Directions for this task: Restate the data word for word and leave the images out.

Given material:
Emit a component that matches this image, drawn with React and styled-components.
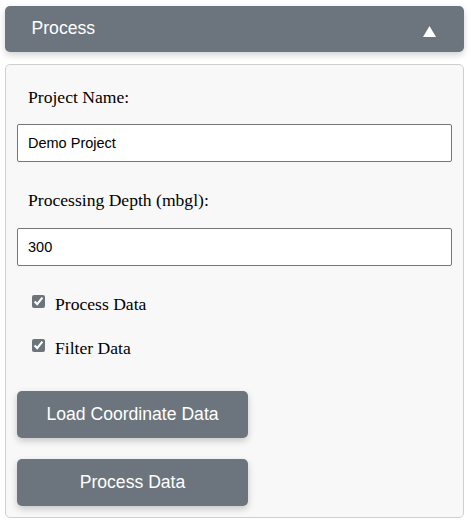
import React, { useState } from "react";
import styled, { createGlobalStyle } from "styled-components";

const Global = createGlobalStyle`
  html, body { margin: 0; padding: 0; background: #ffffff; }
  body { font-family: "Liberation Serif", "Times New Roman", serif; }
  * { box-sizing: border-box; }
`;

const Wrapper = styled.div`
  width: 459px;
  margin: 6px 0 0 5px;
  display: flex;
  flex-direction: column;
  gap: 12px;
`;

const Header = styled.div`
  height: 46px;
  background: #6c757d;
  border-radius: 5px;
  box-shadow: 0 3px 7px rgba(0, 0, 0, 0.18);
  display: flex;
  align-items: center;
  justify-content: space-between;
  padding: 0 28px 0 26px;
  color: #ffffff;
  font-family: "Liberation Sans", Arial, sans-serif;
  font-size: 17.6px;
`;

const Title = styled.span`
  padding-left: 0.5px;
  padding-bottom: 1px;
`;

const Arrow = styled.svg`
  display: block;
  margin-top: 4px;
`;

const Panel = styled.div`
  background: #f8f8f8;
  border: 1px solid #cfcfcf;
  border-radius: 5px;
  padding: 11px;
  display: flex;
  flex-direction: column;
`;

const Label = styled.label`
  display: block;
  font-size: 17.6px;
  line-height: 20px;
  color: #000;
  padding-left: 11px;
  margin-top: ${(p) => p.$top}px;
`;

const TextInput = styled.input`
  display: block;
  width: 100%;
  height: 38px;
  margin-top: 17.6px;
  border: 1px solid #767676;
  border-radius: 2px;
  background: #ffffff;
  padding: 0 10px;
  font-family: "Liberation Sans", Arial, sans-serif;
  font-size: 14.5px;
  color: #000;
  outline: none;
`;

const CheckRow = styled.label`
  display: flex;
  align-items: center;
  height: 20px;
  margin-top: ${(p) => p.$top}px;
  padding-left: 15px;
  font-size: 17.6px;
  line-height: 20px;
  color: #000;
  gap: 10px;
`;

const Check = styled.input`
  width: 13px;
  height: 13px;
  margin: 0 0 4px 0;
  accent-color: #6c757d;
`;

const Button = styled.button`
  width: 231px;
  height: 47px;
  margin-top: ${(p) => p.$top}px;
  border: none;
  border-radius: 5px;
  background: #6c757d;
  color: #ffffff;
  font-family: "Liberation Sans", Arial, sans-serif;
  font-size: 17.6px;
  box-shadow: 0 3px 7px rgba(0, 0, 0, 0.2);
  cursor: pointer;
`;

export default function App() {
  const [name, setName] = useState("Demo Project");
  const [depth, setDepth] = useState("300");
  const [proc, setProc] = useState(true);
  const [filt, setFilt] = useState(true);
  return (
    <>
      <Global />
      <Wrapper>
        <Header>
          <Title>Process</Title>
          <Arrow width="13" height="11" viewBox="0 0 13 11">
            <polygon points="6.5,0 13,11 0,11" fill="#ffffff" />
          </Arrow>
        </Header>
        <Panel>
          <Label $top={10.5}>Project Name:</Label>
          <TextInput value={name} onChange={(e) => setName(e.target.value)} />
          <Label $top={28}>Processing Depth (mbgl):</Label>
          <TextInput value={depth} onChange={(e) => setDepth(e.target.value)} />
          <CheckRow $top={28}>
            <Check type="checkbox" checked={proc} onChange={() => setProc(!proc)} />
            Process Data
          </CheckRow>
          <CheckRow $top={24}>
            <Check type="checkbox" checked={filt} onChange={() => setFilt(!filt)} />
            Filter Data
          </CheckRow>
          <Button $top={33}>Load Coordinate Data</Button>
          <Button $top={21.5}>Process Data</Button>
        </Panel>
      </Wrapper>
    </>
  );
}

Written response:
Emit a component that matches this image, drawn with React and styled-components.
import React, { useState } from "react";
import styled, { createGlobalStyle } from "styled-components";

const Global = createGlobalStyle`
  html, body { margin: 0; padding: 0; background: #ffffff; }
  body { font-family: "Liberation Serif", "Times New Roman", serif; }
  * { box-sizing: border-box; }
`;

const Wrapper = styled.div`
  width: 459px;
  margin: 6px 0 0 5px;
  display: flex;
  flex-direction: column;
  gap: 12px;
`;

const Header = styled.div`
  height: 46px;
  background: #6c757d;
  border-radius: 5px;
  box-shadow: 0 3px 7px rgba(0, 0, 0, 0.18);
  display: flex;
  align-items: center;
  justify-content: space-between;
  padding: 0 28px 0 26px;
  color: #ffffff;
  font-family: "Liberation Sans", Arial, sans-serif;
  font-size: 17.6px;
`;

const Title = styled.span`
  padding-left: 0.5px;
  padding-bottom: 1px;
`;

const Arrow = styled.svg`
  display: block;
  margin-top: 4px;
`;

const Panel = styled.div`
  background: #f8f8f8;
  border: 1px solid #cfcfcf;
  border-radius: 5px;
  padding: 11px;
  display: flex;
  flex-direction: column;
`;

const Label = styled.label`
  display: block;
  font-size: 17.6px;
  line-height: 20px;
  color: #000;
  padding-left: 11px;
  margin-top: ${(p) => p.$top}px;
`;

const TextInput = styled.input`
  display: block;
  width: 100%;
  height: 38px;
  margin-top: 17.6px;
  border: 1px solid #767676;
  border-radius: 2px;
  background: #ffffff;
  padding: 0 10px;
  font-family: "Liberation Sans", Arial, sans-serif;
  font-size: 14.5px;
  color: #000;
  outline: none;
`;

const CheckRow = styled.label`
  display: flex;
  align-items: center;
  height: 20px;
  margin-top: ${(p) => p.$top}px;
  padding-left: 15px;
  font-size: 17.6px;
  line-height: 20px;
  color: #000;
  gap: 10px;
`;

const Check = styled.input`
  width: 13px;
  height: 13px;
  margin: 0 0 4px 0;
  accent-color: #6c757d;
`;

const Button = styled.button`
  width: 231px;
  height: 47px;
  margin-top: ${(p) => p.$top}px;
  border: none;
  border-radius: 5px;
  background: #6c757d;
  color: #ffffff;
  font-family: "Liberation Sans", Arial, sans-serif;
  font-size: 17.6px;
  box-shadow: 0 3px 7px rgba(0, 0, 0, 0.2);
  cursor: pointer;
`;

export default function App() {
  const [name, setName] = useState("Demo Project");
  const [depth, setDepth] = useState("300");
  const [proc, setProc] = useState(true);
  const [filt, setFilt] = useState(true);
  return (
    <>
      <Global />
      <Wrapper>
        <Header>
          <Title>Process</Title>
          <Arrow width="13" height="11" viewBox="0 0 13 11">
            <polygon points="6.5,0 13,11 0,11" fill="#ffffff" />
          </Arrow>
        </Header>
        <Panel>
          <Label $top={10.5}>Project Name:</Label>
          <TextInput value={name} onChange={(e) => setName(e.target.value)} />
          <Label $top={28}>Processing Depth (mbgl):</Label>
          <TextInput value={depth} onChange={(e) => setDepth(e.target.value)} />
          <CheckRow $top={28}>
            <Check type="checkbox" checked={proc} onChange={() => setProc(!proc)} />
            Process Data
          </CheckRow>
          <CheckRow $top={24}>
            <Check type="checkbox" checked={filt} onChange={() => setFilt(!filt)} />
            Filter Data
          </CheckRow>
          <Button $top={33}>Load Coordinate Data</Button>
          <Button $top={21.5}>Process Data</Button>
        </Panel>
      </Wrapper>
    </>
  );
}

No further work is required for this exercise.